Task to carry out = Pull out every line containing the string "that".

Given data =
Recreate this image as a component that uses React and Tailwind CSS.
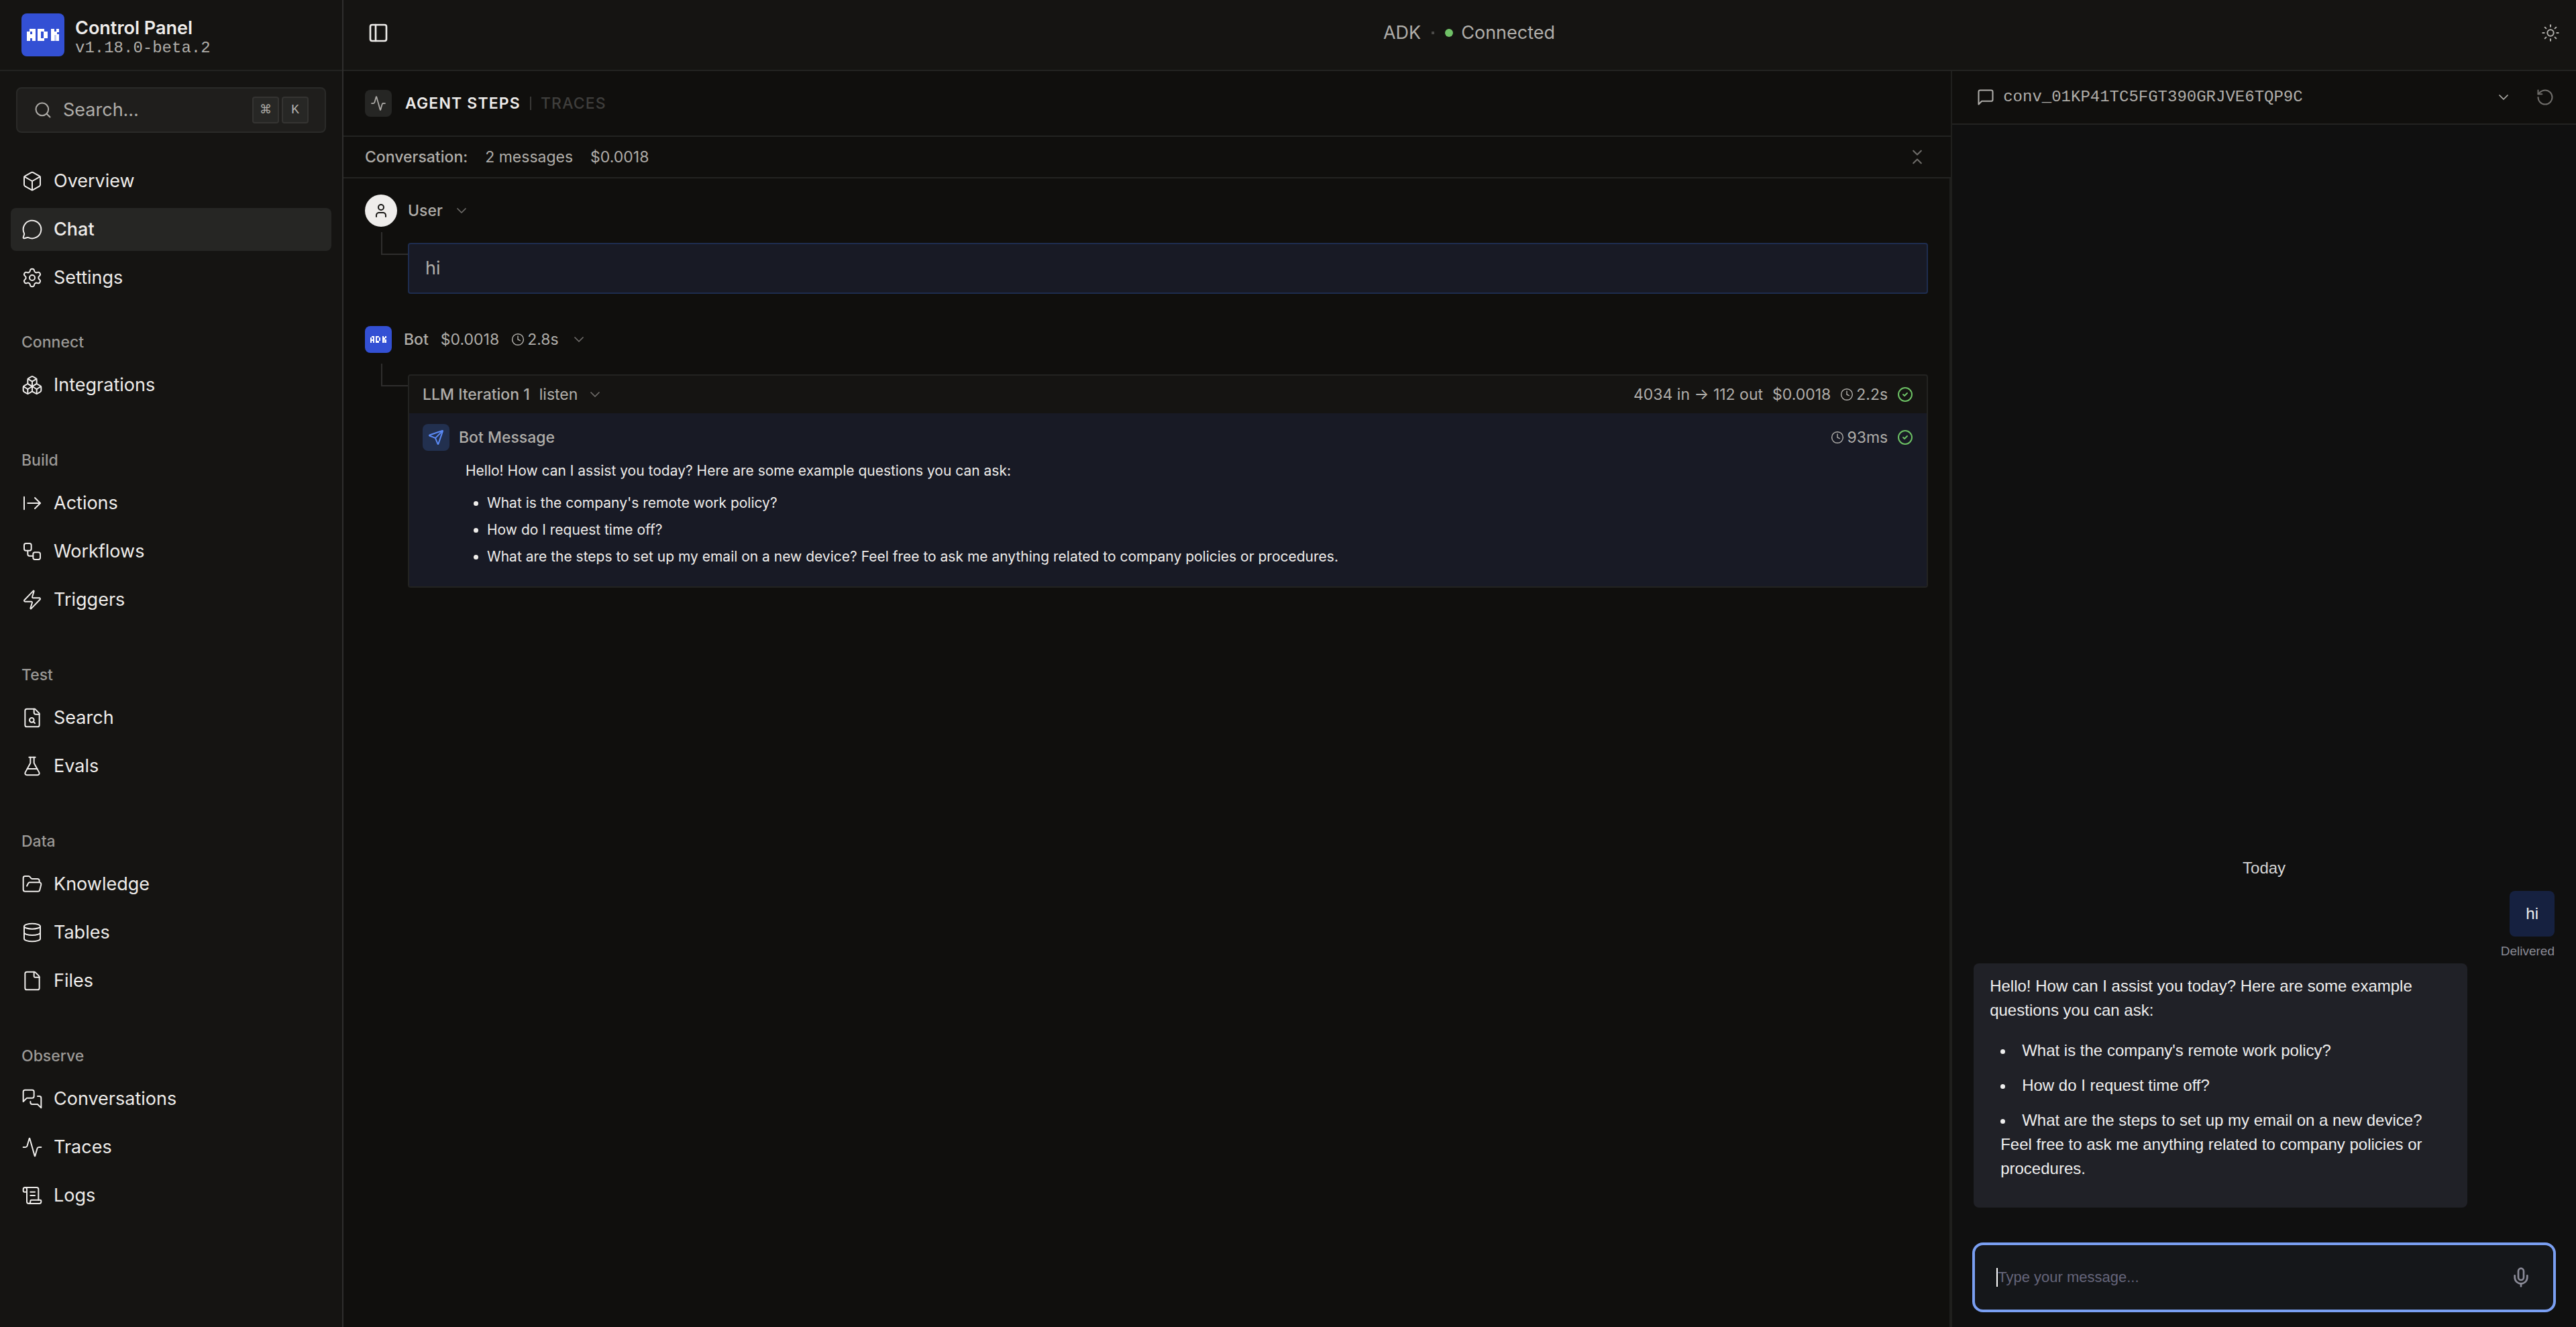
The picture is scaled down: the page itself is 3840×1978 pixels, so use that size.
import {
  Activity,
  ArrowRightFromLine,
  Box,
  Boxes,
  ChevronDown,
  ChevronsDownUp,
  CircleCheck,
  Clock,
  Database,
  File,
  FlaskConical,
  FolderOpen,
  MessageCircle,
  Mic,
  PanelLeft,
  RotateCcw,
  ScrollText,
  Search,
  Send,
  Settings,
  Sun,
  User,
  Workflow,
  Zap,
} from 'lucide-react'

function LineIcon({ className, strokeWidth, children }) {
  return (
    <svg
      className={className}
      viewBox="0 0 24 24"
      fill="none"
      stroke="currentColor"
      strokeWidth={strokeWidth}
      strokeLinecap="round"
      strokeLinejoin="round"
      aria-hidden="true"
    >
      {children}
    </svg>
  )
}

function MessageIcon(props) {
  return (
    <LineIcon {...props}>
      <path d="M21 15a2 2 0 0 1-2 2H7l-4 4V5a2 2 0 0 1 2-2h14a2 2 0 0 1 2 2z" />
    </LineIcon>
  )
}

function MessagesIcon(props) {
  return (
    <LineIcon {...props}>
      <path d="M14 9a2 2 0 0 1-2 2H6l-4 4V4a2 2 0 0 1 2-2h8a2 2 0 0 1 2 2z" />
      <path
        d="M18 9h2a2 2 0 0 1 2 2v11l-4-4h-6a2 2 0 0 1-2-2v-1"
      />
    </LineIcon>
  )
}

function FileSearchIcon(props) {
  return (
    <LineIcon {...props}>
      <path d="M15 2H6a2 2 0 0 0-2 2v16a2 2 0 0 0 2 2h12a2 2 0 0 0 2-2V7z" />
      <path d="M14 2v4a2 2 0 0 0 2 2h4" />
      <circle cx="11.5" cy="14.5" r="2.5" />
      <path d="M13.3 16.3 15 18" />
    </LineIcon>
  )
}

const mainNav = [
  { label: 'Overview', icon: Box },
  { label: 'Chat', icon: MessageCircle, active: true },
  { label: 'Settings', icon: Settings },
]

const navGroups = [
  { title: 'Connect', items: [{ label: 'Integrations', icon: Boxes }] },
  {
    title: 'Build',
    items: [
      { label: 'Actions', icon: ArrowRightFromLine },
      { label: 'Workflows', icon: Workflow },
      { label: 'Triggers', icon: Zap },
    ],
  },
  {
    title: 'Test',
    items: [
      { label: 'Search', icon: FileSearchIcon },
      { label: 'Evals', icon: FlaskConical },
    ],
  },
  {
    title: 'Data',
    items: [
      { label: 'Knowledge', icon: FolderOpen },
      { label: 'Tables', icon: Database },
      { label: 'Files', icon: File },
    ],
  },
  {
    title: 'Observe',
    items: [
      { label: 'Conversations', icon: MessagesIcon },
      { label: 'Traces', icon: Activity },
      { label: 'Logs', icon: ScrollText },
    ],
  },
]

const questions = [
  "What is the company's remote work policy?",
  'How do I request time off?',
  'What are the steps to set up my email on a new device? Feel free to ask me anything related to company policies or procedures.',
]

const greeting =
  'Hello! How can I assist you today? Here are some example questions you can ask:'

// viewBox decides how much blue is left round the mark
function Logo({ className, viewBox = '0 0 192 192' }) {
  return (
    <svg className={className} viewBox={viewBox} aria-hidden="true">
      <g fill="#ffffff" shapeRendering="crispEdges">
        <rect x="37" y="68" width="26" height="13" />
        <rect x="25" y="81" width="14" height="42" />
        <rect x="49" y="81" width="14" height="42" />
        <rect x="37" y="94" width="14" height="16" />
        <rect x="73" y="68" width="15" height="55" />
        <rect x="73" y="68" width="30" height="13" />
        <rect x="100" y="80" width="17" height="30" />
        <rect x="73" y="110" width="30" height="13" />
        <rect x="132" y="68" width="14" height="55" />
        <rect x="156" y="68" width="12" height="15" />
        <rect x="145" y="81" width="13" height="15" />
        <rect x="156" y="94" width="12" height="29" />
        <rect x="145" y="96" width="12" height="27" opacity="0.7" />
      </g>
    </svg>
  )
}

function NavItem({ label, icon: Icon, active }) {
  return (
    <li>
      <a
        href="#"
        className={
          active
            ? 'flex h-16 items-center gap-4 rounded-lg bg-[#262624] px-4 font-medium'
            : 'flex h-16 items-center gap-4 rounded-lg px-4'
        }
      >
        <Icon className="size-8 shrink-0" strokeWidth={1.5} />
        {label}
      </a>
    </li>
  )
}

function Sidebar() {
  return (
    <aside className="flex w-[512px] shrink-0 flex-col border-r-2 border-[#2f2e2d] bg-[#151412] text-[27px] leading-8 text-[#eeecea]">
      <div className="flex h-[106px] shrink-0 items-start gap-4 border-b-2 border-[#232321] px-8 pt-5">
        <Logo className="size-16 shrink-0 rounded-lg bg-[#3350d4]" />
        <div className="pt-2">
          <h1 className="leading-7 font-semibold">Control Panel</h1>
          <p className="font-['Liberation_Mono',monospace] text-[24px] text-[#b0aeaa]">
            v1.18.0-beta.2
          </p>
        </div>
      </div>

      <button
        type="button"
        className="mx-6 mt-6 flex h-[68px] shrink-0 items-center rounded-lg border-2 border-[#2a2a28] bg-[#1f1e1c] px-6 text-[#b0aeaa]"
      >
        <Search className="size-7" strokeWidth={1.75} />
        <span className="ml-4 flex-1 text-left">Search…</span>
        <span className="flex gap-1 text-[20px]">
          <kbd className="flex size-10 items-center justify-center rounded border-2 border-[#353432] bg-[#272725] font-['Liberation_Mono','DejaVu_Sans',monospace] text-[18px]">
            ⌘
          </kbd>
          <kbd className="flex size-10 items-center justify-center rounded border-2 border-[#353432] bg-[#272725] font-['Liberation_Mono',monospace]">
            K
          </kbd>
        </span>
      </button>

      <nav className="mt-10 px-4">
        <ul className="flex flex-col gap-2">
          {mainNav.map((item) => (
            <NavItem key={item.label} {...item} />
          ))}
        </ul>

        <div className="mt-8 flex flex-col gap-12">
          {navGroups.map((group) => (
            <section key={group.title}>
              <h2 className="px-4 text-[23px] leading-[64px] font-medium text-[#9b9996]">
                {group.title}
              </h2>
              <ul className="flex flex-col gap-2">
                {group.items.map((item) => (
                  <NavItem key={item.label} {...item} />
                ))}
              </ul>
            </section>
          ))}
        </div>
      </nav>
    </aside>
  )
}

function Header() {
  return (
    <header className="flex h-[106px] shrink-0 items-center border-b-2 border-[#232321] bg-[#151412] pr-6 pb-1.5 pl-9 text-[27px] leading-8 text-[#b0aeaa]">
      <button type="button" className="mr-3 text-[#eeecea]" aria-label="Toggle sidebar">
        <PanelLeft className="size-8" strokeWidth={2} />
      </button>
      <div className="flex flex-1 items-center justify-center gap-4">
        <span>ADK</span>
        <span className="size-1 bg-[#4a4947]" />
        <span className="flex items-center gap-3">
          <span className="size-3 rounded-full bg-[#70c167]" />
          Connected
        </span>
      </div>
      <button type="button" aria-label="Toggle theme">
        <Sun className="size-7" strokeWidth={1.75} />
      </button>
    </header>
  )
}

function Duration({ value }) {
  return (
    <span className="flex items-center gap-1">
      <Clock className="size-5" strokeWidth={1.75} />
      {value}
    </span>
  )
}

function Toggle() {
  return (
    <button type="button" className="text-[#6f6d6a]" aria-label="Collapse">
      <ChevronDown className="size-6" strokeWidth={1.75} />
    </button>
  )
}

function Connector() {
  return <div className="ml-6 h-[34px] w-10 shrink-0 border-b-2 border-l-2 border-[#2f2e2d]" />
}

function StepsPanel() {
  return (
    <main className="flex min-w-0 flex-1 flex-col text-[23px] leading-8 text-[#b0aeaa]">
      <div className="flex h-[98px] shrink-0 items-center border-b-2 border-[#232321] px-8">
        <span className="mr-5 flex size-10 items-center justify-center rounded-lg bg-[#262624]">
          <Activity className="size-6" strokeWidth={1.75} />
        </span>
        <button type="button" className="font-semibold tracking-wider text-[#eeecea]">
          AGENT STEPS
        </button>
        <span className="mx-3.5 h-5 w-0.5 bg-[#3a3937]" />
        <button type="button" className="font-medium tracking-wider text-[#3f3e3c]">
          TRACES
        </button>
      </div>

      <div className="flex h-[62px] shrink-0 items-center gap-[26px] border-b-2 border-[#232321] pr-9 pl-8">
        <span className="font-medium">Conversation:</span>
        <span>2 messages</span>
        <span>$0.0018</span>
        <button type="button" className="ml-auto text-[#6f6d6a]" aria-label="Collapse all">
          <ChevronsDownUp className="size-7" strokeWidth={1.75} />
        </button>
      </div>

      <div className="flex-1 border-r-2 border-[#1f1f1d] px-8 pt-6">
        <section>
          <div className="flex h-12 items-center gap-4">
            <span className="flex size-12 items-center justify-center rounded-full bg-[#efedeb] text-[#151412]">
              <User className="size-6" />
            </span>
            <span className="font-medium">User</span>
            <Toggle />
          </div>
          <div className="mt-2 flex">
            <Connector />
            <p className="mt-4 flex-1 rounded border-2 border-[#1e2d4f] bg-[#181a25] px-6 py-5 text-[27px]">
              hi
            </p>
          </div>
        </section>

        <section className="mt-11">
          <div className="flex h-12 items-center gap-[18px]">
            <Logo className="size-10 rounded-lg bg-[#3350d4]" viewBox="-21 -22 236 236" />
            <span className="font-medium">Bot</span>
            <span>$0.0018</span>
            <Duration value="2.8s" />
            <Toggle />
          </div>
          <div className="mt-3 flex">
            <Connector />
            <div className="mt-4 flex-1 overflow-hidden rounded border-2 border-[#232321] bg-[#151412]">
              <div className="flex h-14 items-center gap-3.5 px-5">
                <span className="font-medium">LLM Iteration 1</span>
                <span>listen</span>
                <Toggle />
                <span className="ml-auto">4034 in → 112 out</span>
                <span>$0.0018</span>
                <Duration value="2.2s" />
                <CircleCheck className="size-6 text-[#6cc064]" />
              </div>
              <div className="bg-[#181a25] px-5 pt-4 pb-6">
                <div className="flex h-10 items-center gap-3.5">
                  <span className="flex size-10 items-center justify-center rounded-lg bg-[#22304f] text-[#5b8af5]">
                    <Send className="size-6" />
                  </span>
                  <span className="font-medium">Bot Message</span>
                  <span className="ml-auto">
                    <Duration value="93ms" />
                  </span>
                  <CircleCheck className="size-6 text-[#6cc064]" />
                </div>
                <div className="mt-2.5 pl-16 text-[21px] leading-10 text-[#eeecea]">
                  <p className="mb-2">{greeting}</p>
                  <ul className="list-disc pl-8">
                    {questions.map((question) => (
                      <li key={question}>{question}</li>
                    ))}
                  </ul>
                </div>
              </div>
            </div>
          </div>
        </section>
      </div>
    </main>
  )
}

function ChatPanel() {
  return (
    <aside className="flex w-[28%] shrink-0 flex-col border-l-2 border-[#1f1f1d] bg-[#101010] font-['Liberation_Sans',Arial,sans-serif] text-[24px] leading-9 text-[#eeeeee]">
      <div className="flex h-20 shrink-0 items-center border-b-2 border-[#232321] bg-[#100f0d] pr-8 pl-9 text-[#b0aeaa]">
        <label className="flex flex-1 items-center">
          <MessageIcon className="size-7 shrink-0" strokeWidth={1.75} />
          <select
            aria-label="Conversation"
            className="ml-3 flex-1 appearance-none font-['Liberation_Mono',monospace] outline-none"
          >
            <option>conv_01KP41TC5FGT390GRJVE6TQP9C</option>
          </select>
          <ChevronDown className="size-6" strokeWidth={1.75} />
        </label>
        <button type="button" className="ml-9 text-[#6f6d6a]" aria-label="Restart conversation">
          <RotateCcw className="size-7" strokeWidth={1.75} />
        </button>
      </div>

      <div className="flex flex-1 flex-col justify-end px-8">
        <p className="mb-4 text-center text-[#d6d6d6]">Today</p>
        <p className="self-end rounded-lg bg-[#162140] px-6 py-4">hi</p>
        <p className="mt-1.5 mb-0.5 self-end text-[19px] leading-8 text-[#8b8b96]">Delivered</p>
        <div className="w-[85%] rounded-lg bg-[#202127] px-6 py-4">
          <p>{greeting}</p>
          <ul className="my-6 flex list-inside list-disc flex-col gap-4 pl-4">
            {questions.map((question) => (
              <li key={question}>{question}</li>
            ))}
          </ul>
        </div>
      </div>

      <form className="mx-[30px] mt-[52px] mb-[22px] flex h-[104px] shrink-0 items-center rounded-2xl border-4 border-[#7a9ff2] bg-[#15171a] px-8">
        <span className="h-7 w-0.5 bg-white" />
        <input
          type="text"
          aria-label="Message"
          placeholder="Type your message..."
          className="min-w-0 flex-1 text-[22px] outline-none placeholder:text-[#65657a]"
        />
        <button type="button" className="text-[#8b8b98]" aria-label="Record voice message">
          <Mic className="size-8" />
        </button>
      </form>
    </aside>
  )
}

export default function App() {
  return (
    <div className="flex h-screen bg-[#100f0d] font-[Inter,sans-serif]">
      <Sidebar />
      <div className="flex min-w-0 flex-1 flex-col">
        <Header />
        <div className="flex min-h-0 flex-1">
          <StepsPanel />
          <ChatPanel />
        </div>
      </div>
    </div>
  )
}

Task result =
Recreate this image as a component that uses React and Tailwind CSS.
The picture is scaled down: the page itself is 3840×1978 pixels, so use that size.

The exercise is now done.